** START OF Dataset content **
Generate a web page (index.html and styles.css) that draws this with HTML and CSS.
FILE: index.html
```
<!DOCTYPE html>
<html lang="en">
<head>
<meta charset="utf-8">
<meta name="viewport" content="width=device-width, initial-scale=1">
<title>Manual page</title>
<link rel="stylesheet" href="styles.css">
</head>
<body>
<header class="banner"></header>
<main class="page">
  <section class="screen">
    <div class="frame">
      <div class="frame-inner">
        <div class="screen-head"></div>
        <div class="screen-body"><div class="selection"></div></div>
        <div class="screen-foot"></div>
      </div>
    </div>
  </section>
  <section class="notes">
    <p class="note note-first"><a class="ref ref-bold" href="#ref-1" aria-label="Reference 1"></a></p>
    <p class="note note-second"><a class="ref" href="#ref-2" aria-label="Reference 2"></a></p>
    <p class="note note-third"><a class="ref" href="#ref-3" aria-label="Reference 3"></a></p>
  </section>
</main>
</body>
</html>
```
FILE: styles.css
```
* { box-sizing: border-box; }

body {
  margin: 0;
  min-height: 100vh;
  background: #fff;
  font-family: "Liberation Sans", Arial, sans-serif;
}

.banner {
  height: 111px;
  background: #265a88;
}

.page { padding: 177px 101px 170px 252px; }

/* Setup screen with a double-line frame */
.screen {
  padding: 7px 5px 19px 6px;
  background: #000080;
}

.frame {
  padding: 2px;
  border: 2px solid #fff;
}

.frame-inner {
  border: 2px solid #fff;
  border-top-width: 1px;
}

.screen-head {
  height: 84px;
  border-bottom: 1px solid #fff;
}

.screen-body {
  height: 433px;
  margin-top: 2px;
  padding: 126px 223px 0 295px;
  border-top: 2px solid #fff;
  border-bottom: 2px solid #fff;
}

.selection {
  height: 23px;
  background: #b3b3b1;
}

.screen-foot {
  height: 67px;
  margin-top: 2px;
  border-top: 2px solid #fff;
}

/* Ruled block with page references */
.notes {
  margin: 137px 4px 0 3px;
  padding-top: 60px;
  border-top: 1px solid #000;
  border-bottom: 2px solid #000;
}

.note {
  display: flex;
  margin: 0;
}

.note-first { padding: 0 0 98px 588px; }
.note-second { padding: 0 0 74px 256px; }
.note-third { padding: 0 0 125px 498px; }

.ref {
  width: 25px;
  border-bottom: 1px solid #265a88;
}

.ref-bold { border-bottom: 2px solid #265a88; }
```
** END OF Dataset content **
== Required task ==
Can you reproduce all the material exactly?

== Exercise result ==
Generate a web page (index.html and styles.css) that draws this with HTML and CSS.
FILE: index.html
```
<!DOCTYPE html>
<html lang="en">
<head>
<meta charset="utf-8">
<meta name="viewport" content="width=device-width, initial-scale=1">
<title>Manual page</title>
<link rel="stylesheet" href="styles.css">
</head>
<body>
<header class="banner"></header>
<main class="page">
  <section class="screen">
    <div class="frame">
      <div class="frame-inner">
        <div class="screen-head"></div>
        <div class="screen-body"><div class="selection"></div></div>
        <div class="screen-foot"></div>
      </div>
    </div>
  </section>
  <section class="notes">
    <p class="note note-first"><a class="ref ref-bold" href="#ref-1" aria-label="Reference 1"></a></p>
    <p class="note note-second"><a class="ref" href="#ref-2" aria-label="Reference 2"></a></p>
    <p class="note note-third"><a class="ref" href="#ref-3" aria-label="Reference 3"></a></p>
  </section>
</main>
</body>
</html>
```
FILE: styles.css
```
* { box-sizing: border-box; }

body {
  margin: 0;
  min-height: 100vh;
  background: #fff;
  font-family: "Liberation Sans", Arial, sans-serif;
}

.banner {
  height: 111px;
  background: #265a88;
}

.page { padding: 177px 101px 170px 252px; }

/* Setup screen with a double-line frame */
.screen {
  padding: 7px 5px 19px 6px;
  background: #000080;
}

.frame {
  padding: 2px;
  border: 2px solid #fff;
}

.frame-inner {
  border: 2px solid #fff;
  border-top-width: 1px;
}

.screen-head {
  height: 84px;
  border-bottom: 1px solid #fff;
}

.screen-body {
  height: 433px;
  margin-top: 2px;
  padding: 126px 223px 0 295px;
  border-top: 2px solid #fff;
  border-bottom: 2px solid #fff;
}

.selection {
  height: 23px;
  background: #b3b3b1;
}

.screen-foot {
  height: 67px;
  margin-top: 2px;
  border-top: 2px solid #fff;
}

/* Ruled block with page references */
.notes {
  margin: 137px 4px 0 3px;
  padding-top: 60px;
  border-top: 1px solid #000;
  border-bottom: 2px solid #000;
}

.note {
  display: flex;
  margin: 0;
}

.note-first { padding: 0 0 98px 588px; }
.note-second { padding: 0 0 74px 256px; }
.note-third { padding: 0 0 125px 498px; }

.ref {
  width: 25px;
  border-bottom: 1px solid #265a88;
}

.ref-bold { border-bottom: 2px solid #265a88; }
```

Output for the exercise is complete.